What distinguishes the Linuxulator is its maturity and its position as a kernel-level feature maintained by the FreeBSD project itself, rather than a third-party add-on. It has been part of FreeBSD’s kernel source tree for nearly three decades, and its development is coordinated alongside the rest of the operating system. Recent FreeBSD releases have included targeted improvements to Linuxulator compatibility, reflecting the project’s recognition that Linux binary compatibility is a strategic priority, not merely a legacy feature.
What Comes Next for FreeBSD’s Linux Compatibility
The FreeBSD project’s wiki and mailing lists indicate ongoing work to improve Linuxulator coverage. Areas of active development include better support for modern Linux system calls added in recent kernel versions, improved epoll and eventfd semantics that affect the performance of event-driven applications, and expanded support for Linux’s /proc and /sys pseudo-filesystems, which many applications query for system information.
Community members have also discussed the possibility of packaging pre-configured Linux environments as FreeBSD packages, reducing the manual setup currently required. Some users on FreeBSD forums have reported success running complex Linux gaming setups through the Linuxulator combined with Steam’s Proton compatibility layer — effectively running Windows games through WINE on Linux libraries on a FreeBSD kernel, a stack that sounds improbable but reportedly works.

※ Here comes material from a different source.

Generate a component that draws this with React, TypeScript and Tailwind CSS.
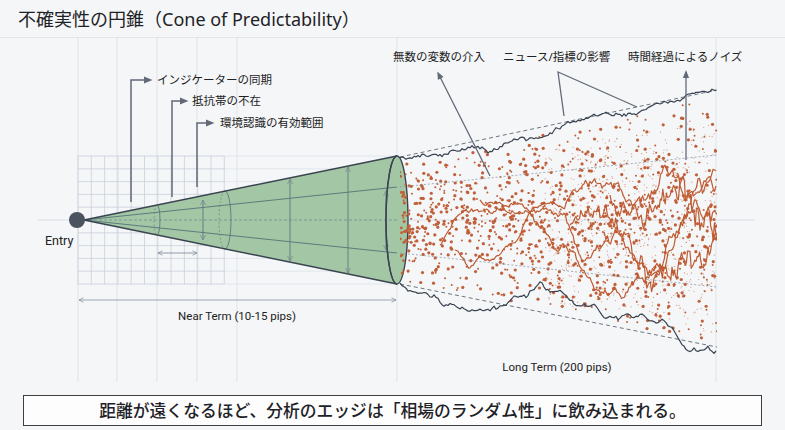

For organizations evaluating FreeBSD for servers, workstations, or embedded systems, the Linuxulator represents a meaningful reduction in the risk of adoption. The ability to fall back to Linux binaries when native FreeBSD software is unavailable transforms the calculus of choosing an operating system. As Sherif’s analysis demonstrates, the technology has moved well past the experimental stage. The question is no longer whether the Linuxulator works, but how far it can go.